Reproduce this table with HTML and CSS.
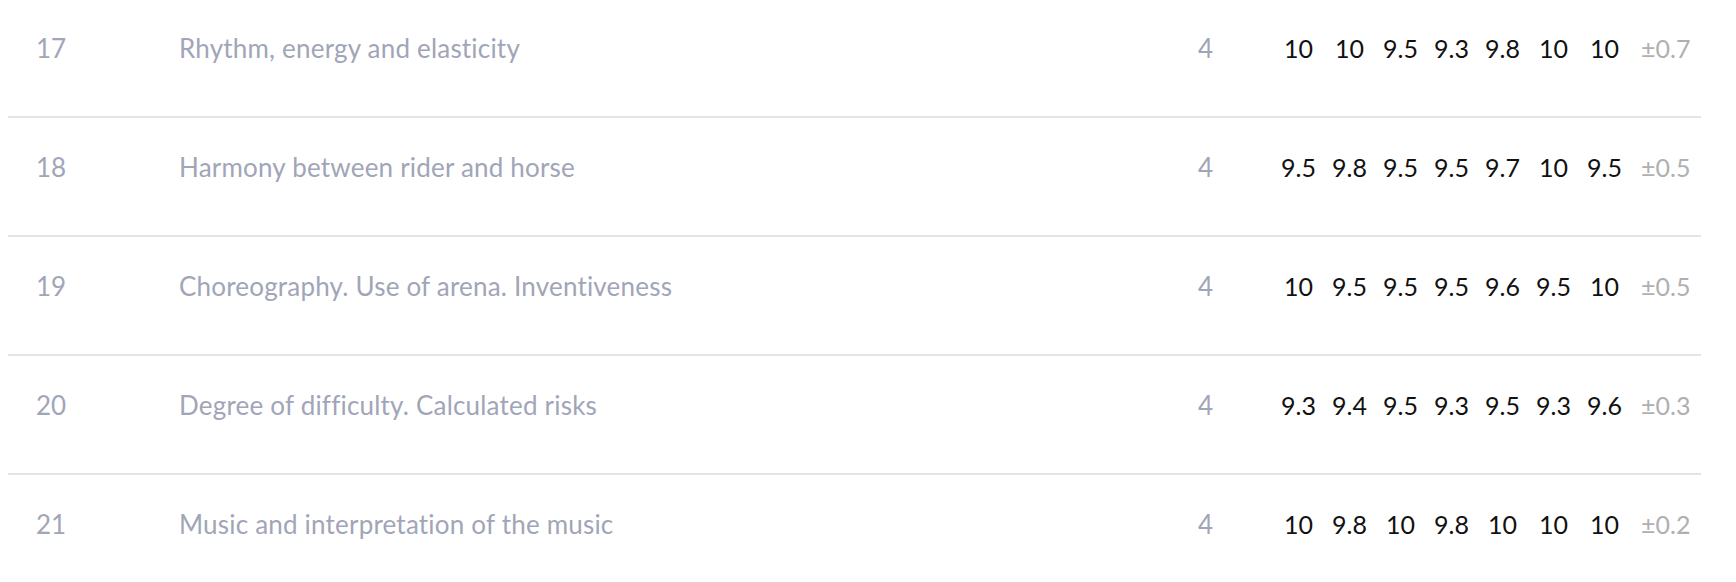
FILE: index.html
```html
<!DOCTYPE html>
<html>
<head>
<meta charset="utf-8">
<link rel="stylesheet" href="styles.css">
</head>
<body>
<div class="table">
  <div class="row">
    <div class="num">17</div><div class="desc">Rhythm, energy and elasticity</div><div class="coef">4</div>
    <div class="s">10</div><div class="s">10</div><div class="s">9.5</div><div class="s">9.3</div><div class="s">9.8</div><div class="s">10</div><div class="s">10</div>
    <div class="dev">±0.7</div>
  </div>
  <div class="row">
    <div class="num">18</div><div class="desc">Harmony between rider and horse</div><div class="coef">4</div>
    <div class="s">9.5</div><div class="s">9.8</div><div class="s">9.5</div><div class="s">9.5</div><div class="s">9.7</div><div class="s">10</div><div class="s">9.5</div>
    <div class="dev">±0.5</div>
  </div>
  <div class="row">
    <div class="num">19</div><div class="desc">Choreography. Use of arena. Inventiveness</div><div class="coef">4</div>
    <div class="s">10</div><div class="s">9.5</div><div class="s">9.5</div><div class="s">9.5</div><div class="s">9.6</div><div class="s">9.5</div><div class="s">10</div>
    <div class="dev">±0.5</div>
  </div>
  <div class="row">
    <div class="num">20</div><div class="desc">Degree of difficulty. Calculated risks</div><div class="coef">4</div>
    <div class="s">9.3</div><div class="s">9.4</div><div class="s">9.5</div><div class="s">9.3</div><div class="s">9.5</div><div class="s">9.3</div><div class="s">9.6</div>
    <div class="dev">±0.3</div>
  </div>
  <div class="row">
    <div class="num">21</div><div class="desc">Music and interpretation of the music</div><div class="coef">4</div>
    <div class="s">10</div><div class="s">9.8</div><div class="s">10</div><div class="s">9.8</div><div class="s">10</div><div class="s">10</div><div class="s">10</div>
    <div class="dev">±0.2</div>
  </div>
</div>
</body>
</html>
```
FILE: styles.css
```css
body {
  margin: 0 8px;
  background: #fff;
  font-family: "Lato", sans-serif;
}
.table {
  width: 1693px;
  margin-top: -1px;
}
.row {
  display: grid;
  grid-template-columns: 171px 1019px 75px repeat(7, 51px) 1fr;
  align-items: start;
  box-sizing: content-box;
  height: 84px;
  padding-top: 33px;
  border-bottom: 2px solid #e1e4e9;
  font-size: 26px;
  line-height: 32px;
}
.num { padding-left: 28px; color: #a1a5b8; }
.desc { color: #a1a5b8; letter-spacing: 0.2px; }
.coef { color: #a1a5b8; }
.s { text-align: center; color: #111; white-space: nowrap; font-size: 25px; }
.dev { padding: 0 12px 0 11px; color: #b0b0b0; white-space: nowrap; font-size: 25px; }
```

--

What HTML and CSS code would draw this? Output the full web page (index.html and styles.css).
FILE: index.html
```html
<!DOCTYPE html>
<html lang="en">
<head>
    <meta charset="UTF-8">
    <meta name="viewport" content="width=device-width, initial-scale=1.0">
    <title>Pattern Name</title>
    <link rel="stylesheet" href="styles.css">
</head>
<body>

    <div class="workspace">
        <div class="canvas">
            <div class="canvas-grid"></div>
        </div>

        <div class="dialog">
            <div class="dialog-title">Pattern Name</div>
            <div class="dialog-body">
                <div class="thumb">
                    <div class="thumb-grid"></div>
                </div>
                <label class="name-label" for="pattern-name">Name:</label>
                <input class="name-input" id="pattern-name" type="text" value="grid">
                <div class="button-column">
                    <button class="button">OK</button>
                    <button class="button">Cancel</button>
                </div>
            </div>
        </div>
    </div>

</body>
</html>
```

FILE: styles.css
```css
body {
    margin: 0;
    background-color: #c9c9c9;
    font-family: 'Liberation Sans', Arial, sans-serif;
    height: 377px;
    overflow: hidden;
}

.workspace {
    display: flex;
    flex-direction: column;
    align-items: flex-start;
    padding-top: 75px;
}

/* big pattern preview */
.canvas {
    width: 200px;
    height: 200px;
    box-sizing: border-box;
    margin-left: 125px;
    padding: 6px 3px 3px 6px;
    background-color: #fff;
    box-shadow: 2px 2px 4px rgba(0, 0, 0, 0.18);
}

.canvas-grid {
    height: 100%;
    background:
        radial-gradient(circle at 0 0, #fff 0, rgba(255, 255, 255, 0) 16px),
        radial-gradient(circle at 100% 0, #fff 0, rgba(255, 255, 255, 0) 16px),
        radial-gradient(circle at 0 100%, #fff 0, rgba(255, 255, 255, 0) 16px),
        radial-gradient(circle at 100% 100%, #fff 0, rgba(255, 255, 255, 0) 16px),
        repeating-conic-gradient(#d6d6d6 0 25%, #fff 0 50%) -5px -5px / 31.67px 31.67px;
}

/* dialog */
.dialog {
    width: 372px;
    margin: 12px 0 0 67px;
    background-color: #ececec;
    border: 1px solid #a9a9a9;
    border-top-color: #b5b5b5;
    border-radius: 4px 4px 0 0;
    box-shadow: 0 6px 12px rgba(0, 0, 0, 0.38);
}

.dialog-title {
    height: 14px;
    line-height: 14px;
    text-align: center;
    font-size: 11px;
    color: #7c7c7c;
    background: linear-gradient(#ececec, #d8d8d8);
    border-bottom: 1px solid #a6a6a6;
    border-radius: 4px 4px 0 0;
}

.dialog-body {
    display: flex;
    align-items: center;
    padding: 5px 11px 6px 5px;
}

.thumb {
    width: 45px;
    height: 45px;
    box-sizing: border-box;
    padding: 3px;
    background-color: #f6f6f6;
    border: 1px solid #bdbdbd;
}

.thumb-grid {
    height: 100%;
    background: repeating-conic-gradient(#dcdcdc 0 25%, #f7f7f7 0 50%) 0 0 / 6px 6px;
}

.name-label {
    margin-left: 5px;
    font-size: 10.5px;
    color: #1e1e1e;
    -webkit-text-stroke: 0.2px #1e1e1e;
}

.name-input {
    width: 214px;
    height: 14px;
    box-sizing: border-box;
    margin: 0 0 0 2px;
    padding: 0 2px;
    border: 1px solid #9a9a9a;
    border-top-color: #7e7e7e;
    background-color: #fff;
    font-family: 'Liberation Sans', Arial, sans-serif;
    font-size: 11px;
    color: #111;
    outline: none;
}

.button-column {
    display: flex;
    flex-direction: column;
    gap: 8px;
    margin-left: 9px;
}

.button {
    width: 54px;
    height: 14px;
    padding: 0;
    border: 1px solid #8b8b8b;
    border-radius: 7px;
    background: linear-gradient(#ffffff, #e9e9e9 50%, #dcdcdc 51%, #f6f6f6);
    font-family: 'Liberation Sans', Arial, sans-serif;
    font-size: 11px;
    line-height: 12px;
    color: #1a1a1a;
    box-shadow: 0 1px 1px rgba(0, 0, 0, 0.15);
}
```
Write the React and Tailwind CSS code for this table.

» **AIM**
Answer with one number: how many lines of the entries above include the word "styles".

» **RESPONSE BELOW**
5